▶ [DATA]:
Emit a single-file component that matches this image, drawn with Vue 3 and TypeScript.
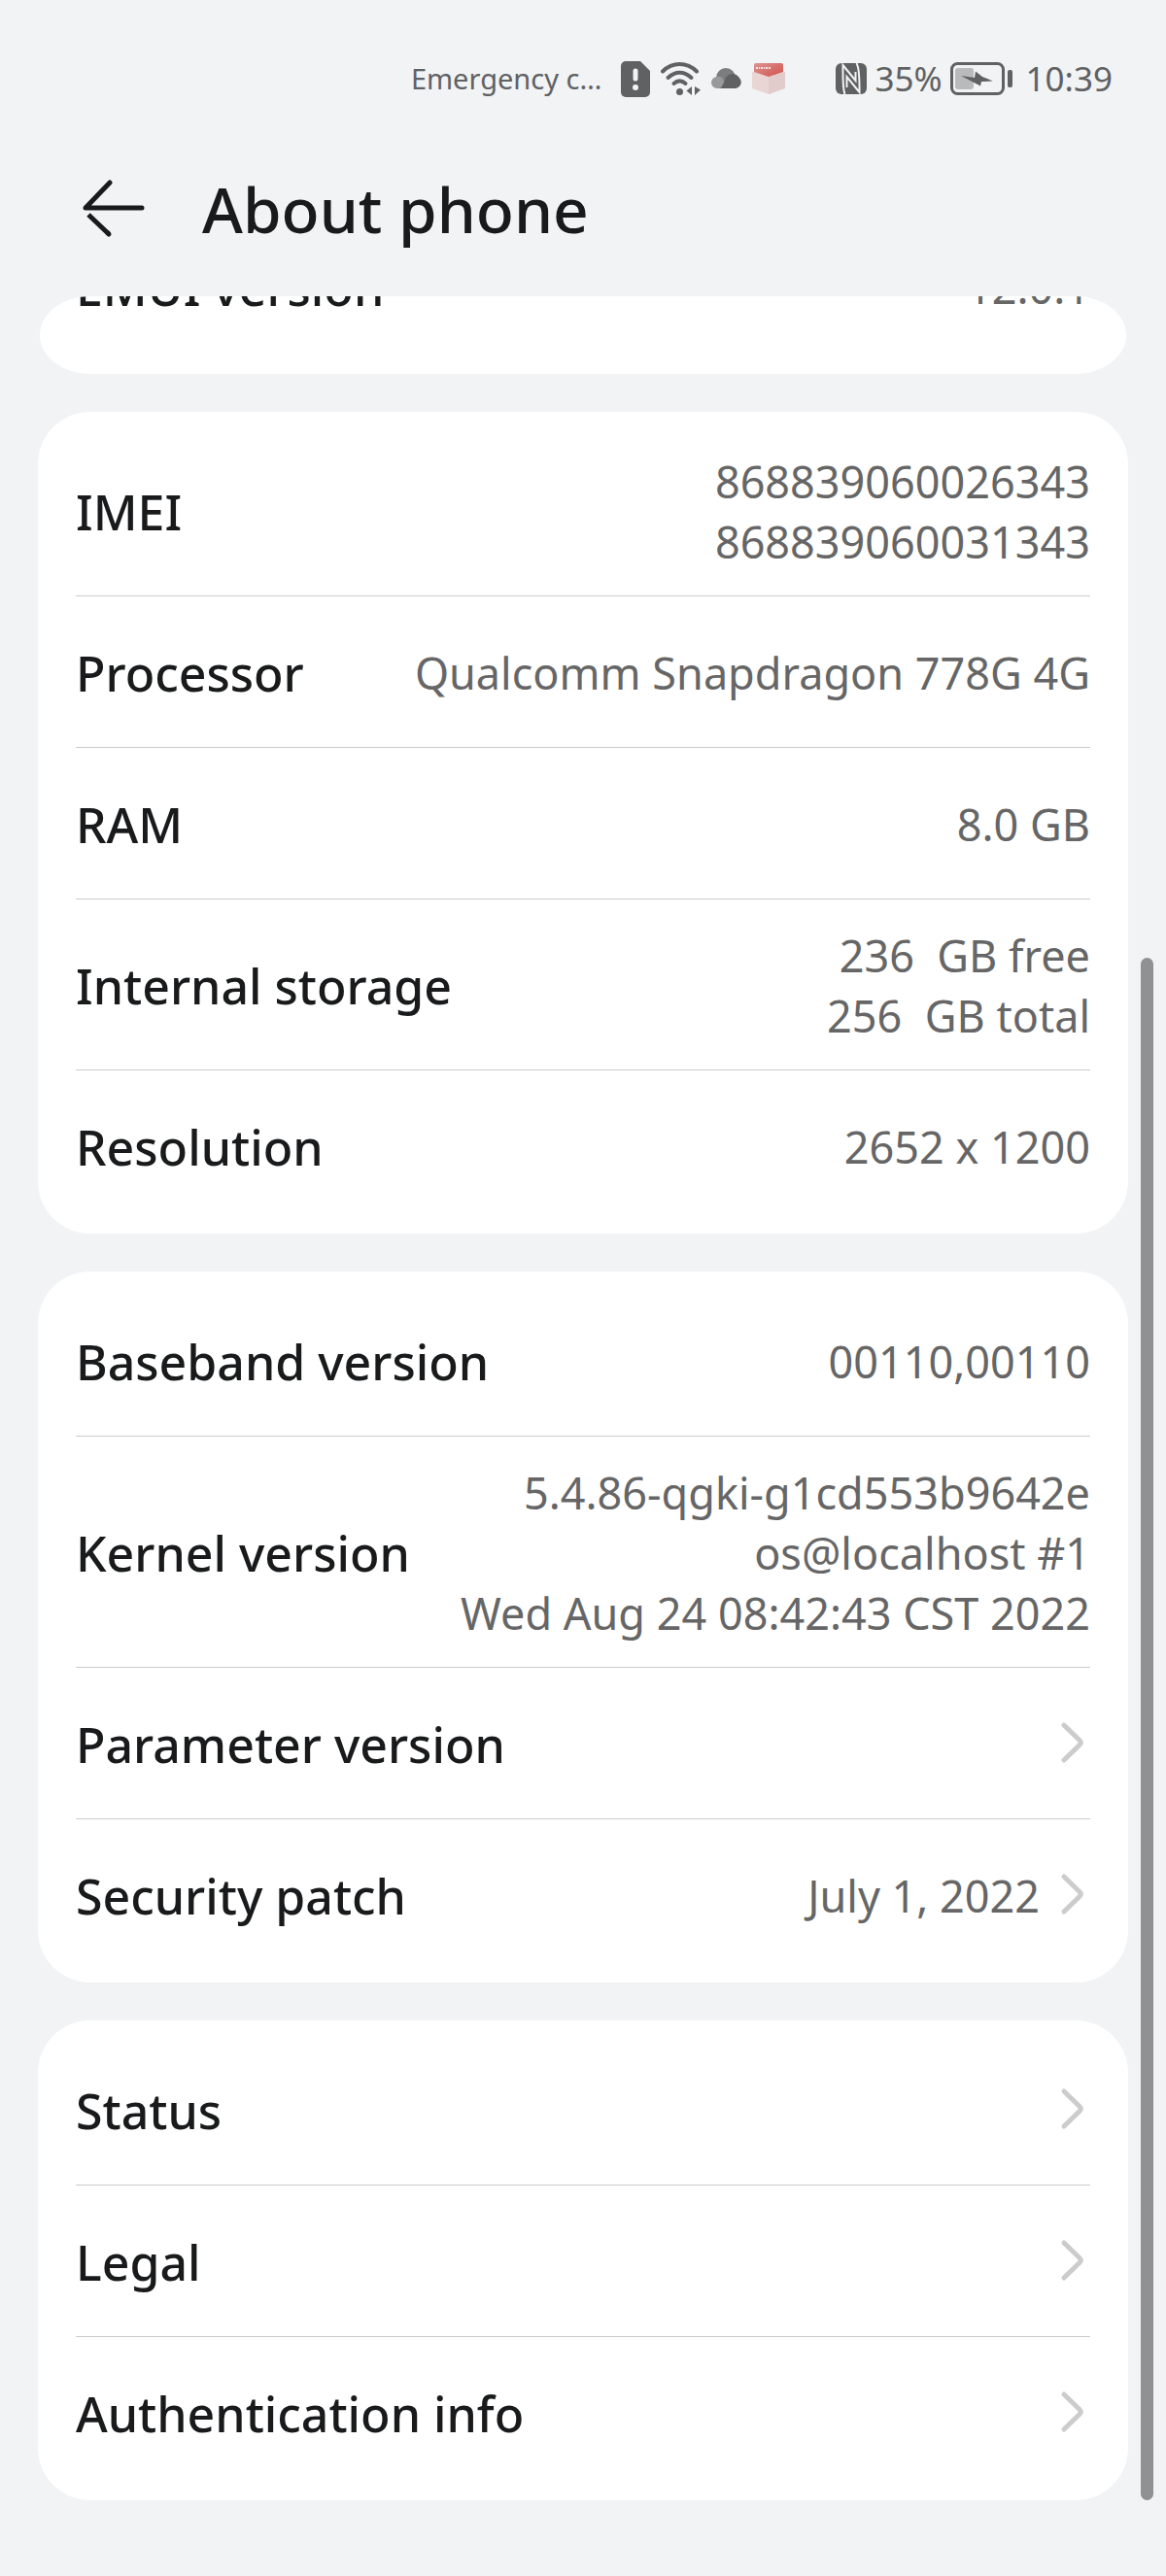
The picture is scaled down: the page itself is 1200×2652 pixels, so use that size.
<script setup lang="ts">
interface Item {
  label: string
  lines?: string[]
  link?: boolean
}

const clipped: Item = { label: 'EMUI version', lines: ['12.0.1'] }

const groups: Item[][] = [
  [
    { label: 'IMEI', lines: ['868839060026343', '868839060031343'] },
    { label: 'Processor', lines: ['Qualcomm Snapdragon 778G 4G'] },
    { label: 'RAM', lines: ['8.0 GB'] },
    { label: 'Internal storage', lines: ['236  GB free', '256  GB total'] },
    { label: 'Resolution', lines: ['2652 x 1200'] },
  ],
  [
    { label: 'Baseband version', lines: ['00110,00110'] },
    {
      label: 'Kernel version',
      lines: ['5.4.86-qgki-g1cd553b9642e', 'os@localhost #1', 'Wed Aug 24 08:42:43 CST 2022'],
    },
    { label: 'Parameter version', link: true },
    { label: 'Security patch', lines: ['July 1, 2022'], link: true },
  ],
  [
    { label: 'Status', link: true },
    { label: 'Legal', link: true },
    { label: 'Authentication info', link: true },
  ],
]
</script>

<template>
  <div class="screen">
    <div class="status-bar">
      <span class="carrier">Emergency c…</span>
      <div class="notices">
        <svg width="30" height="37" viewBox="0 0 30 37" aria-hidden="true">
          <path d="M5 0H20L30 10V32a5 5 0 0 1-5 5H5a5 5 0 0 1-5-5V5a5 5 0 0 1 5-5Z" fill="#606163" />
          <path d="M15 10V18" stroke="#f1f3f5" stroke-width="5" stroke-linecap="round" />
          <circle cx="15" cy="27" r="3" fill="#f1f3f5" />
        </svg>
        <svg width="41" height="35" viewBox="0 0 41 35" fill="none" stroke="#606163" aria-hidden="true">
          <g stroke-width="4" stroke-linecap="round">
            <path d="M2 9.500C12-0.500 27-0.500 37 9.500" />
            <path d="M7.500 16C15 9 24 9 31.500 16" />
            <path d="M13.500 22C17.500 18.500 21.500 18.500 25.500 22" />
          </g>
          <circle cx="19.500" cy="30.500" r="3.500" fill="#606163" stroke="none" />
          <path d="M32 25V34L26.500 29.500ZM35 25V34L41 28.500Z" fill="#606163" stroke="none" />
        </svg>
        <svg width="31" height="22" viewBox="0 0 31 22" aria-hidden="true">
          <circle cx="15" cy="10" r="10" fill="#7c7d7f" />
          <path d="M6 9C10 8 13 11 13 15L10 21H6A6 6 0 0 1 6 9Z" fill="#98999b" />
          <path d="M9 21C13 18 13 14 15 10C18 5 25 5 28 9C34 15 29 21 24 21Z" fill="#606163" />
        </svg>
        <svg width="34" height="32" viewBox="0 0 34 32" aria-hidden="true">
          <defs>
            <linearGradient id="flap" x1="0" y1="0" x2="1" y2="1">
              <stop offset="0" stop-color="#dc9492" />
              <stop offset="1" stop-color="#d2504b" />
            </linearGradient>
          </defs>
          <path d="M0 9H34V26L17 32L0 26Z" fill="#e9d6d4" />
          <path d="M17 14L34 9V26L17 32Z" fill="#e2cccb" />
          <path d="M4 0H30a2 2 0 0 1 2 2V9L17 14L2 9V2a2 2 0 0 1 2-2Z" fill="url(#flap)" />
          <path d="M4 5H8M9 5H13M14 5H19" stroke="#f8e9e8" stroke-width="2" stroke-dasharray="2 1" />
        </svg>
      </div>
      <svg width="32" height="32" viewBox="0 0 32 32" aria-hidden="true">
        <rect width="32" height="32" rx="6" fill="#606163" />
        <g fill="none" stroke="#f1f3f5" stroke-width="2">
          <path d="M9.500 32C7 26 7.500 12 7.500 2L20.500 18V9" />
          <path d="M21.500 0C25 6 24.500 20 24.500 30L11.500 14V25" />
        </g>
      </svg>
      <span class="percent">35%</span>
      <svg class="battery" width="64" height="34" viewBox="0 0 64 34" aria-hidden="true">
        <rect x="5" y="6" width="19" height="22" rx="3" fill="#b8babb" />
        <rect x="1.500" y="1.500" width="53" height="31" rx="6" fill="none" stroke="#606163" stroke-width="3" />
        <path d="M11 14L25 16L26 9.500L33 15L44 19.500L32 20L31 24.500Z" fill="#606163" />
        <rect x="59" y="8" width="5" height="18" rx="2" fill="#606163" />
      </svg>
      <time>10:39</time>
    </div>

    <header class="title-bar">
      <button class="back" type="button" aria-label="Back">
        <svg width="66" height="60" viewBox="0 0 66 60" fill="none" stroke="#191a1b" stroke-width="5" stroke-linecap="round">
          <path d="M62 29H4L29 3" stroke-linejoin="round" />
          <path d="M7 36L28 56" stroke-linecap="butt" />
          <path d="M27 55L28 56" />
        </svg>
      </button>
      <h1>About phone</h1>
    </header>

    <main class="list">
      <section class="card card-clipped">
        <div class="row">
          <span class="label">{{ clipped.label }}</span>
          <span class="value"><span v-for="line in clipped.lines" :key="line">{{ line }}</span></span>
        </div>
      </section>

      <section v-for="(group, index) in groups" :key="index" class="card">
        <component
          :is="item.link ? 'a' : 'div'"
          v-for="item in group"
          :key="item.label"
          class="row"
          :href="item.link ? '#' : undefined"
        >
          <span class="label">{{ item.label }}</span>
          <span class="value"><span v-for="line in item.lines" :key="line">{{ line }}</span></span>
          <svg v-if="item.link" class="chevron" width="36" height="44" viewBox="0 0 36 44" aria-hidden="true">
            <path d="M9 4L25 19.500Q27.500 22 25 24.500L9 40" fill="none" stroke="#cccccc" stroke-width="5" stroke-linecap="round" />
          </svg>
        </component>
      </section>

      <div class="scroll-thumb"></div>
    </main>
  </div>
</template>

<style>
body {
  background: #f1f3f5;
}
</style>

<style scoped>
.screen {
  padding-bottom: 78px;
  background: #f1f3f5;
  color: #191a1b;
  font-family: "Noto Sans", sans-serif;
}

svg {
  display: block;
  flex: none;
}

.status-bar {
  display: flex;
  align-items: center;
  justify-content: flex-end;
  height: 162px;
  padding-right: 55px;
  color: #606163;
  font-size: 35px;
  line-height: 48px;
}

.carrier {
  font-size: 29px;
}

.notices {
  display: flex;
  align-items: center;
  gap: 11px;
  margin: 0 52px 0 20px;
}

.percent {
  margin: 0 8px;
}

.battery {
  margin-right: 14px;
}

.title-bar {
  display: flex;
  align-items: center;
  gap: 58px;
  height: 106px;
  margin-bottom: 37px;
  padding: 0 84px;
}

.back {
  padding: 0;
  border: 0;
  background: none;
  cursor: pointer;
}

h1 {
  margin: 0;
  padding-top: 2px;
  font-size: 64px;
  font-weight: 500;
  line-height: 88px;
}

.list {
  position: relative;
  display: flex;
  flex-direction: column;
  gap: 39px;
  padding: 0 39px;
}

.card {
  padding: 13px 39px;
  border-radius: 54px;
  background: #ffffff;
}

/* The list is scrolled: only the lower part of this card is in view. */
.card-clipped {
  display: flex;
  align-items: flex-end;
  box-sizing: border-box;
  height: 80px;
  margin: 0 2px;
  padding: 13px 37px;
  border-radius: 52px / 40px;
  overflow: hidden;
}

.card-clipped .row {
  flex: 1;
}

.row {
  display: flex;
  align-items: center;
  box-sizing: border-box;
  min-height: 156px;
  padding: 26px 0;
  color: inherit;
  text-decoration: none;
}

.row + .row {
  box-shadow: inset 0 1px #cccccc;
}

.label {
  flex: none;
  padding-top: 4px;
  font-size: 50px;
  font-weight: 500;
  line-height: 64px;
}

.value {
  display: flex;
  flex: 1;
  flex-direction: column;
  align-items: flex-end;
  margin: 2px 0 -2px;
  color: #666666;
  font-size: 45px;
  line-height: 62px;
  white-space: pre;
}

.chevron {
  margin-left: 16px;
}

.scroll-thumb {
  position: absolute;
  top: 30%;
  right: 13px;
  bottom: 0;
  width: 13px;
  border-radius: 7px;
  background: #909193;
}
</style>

▶ [REQUEST]:
Quote only the lines running from the line that holds "The picture is" to the line that holds "const clipped: Item", both ends included.

▶ [OUTPUT OF THE EXERCISE]:
The picture is scaled down: the page itself is 1200×2652 pixels, so use that size.
<script setup lang="ts">
interface Item {
  label: string
  lines?: string[]
  link?: boolean
}

const clipped: Item = { label: 'EMUI version', lines: ['12.0.1'] }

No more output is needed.